Lesson 1 Using Comic Strips to Teach Multiple Perspectives
This lesson uses two comic strips that were printed during the time of the Affair, one portraying Dreyfus as an innocent man wrongfully accused and the other portraying Dreyfus as a traitor to France.
Lesson 2 Decoding Propaganda
This lesson uses translated excerpts from two different versions of the famous "J'Accuse...!" newspaper article. The first is the original article by Emile Zola that claims that Dreyfus was innocent and that there was a widespread conspiracy to make the accusations against him hold up in the French court. The second article, written Edouard Drumont, is titled "J'Accuse!..." and it was written in response to Zola's article. This second version accuses Dreyfus of being guilty of the treason for which he has been charged.

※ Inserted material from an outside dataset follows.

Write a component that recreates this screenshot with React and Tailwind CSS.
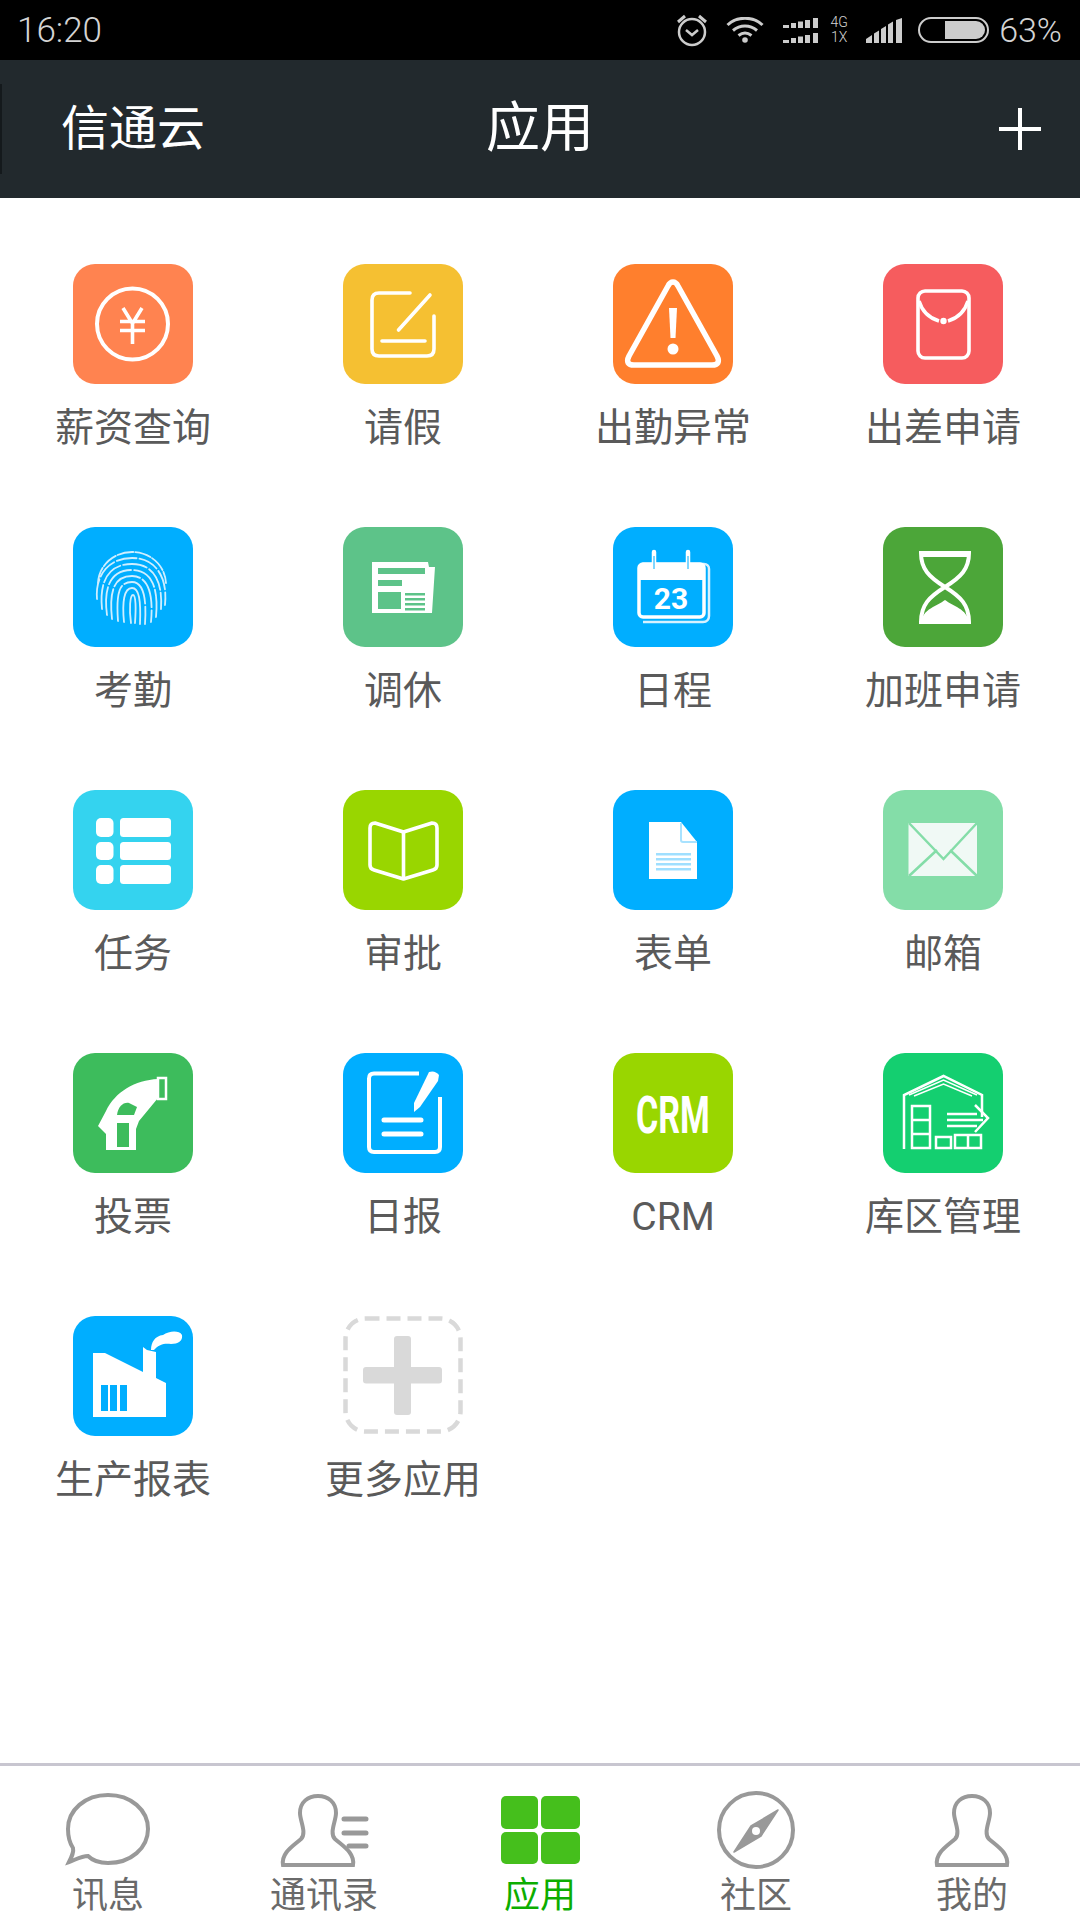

Lesson 3 Using Political Postcards to Teach a Revolution of Political Thought
This lesson uses a series of six Dreyfus-era political postcards to teach students how the use of political postcards revolutionized common people's ability to express political thought.
Lesson 4 A Mock Trial
In this lesson students will participate in a mock trial. They will be divided into three groups: the prosecution team, the defense team and the jury. They will have access to facsimiles of documents that were presented as evidence at the actual trial of Alfred Dreyfus.
Lesson 5 From the Dreyfus Affair to the World Today
This lesson will include a translated excerpt of Emil Zola's "J'Accuse...!" and an excerpt from Hannah Arendt's article "From the Dreyfus Affair to France Today," written in English in 1942.